Speaking during the 55th meeting of the committee of Deans of Schools of Post graduate studies of Nigeria Universities at Nnamdi Azikiwe University, Awka, Yaqub however expressed fear of the likelihood of his winning in the next year election, saying he was yet to see any strong rivalry to match him
“We are recycling people who have come before and had messed us up and I already believe, I may be wrong that at the end of the day I do not see anybody who will defeat Muhammadu Buhari, if you don’t like him.
“I am sorry I am saying this but there is every likelihood that he will be back and what we are going to experience in the next four to five years will be worse than what we are seeing now.
“I have seen what we have gotten in the past three to four years, my problem is, what is the evidence that we are going to get something qualitatively different from what we have had so far?

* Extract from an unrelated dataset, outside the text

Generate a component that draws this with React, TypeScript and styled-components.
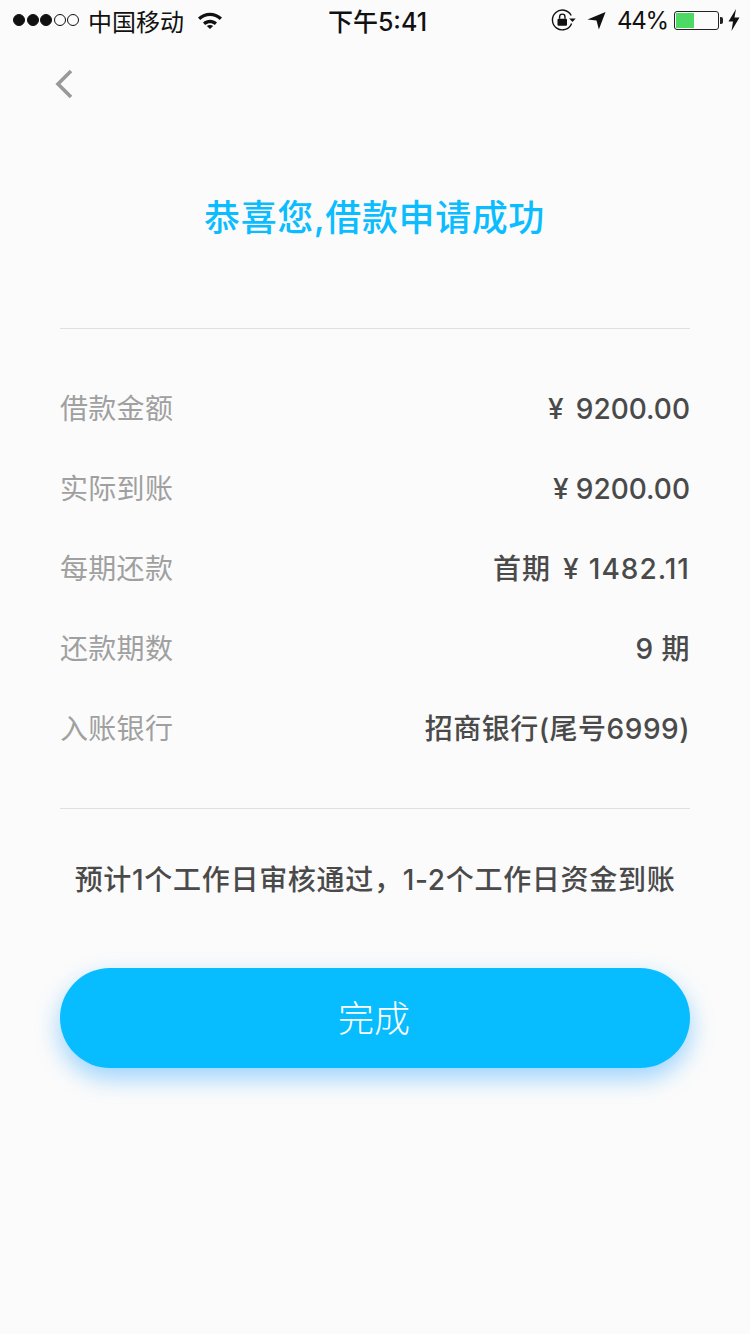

That is my question,” he said.
Yaqub, who was also the Vice chancellor of Sokoto State University, backed the call for the scrapping of the Joint Admissions and Matriculation Board (JAMB) examination as a prerequisite for admission to Nigerian universities.
He argued that the entrance examination has outlived its usefulness particularly in the present dispensation that boast of no fewer than 160 universities.
He said the exam body was basically set up when there were limited numbers of universities to correct the errors of multiple admissions being given to certain prospective candidates at the expense of other qualified ones.
While citing his personal experience where he secured three admissions in the three different institutions he applied for, the former VC regretted that the mistake might have cost two other candidates admissions that particular academic year.
He however said such anomaly was being taken care of with the increasing number of universities across the country.
“Government in its wisdom set up the JAMB to streamline admission processes. That was a good idea, but what we are seeing now is entirely different with all manner of criteria coming into play.
“Yes, one can excuse the principle of inclusiveness where every Nigerian should have access to education. But the way merit, to a large extent, is being sacrificed is the problem I have with JAMB.
“If JAMB was set up to streamline admissions to avert multiple admissions, now that the opportunities abound with over 160 universities in the country, there is therefore the need to review the process,” he posited.
The ex-VC who also accused the exam body of deviating from the original goal of its establishment, expressed fear of universities producing half baked graduates if nothing urgent was done.
“For example, this current admission that started since last year August, I learnt that JAMB is yet to stop admissions. Yet it had done another exam for admission for the next session.
“How are the ones to be admitted going to cope? The truth remains that not everyone will go to university,” he added.